2. The new nepomuk is nice, but it worked best for me to disable it during the migration. I had to restart it multiple times to get it to finish cataloging all of my email (it kept crashing). Turn it back on once you're done. Once migration was done, it sure is faster to search by message content than it used to be!
3. Import of address book and calendar was much smoother. The most annoying hiccup is that, when composing an email, KMail2 no longer finds all of my address book entries when I start typing the recipient's name. For most of my address book (but not all, and I haven't yet discovered the pattern), when composing an email I have to click the "Select..." button for each recipient. That's much slower than typing the first few characters of their name, but I can live with it.

I didn't lose any emails, and some of the new features are a definite improvement. I'm semi-content with the new system. With more stabilizing/polishing, the future looks good. But expect some pain in the migration (and definitely start from a backup), especially with lots of emails. And follow instructions and reports from people who've succeeded.
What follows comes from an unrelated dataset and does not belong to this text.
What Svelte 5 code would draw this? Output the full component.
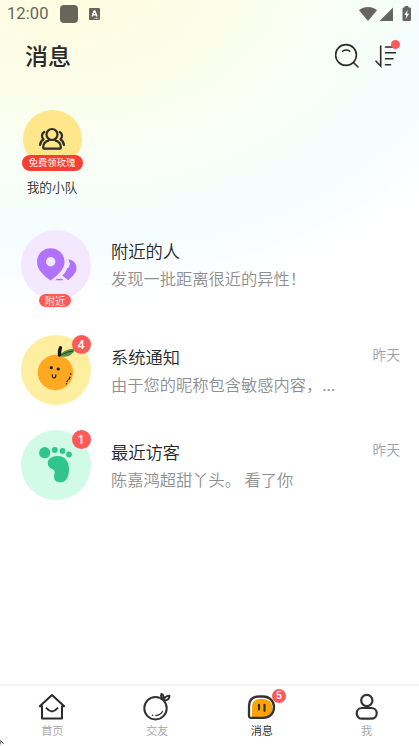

by Chris Samuel (not verified)

Thanks so much for that, I finally took the plunge (after having to get a new desktop which needed a recent kernel and X) by upgrading to Kubuntu 12.04 and KDE 4.9.1 from the PPA. I avoided the migration agent, just adding my old Kmail1 folders as a KMail resource which seemed to have worked well (so far).

The only major bug I've run into so far is that filters don't seem to work on IMAP inboxes - they work when I apply them manually to folders in the folder but don't get triggered for new emails arriving there. Painful!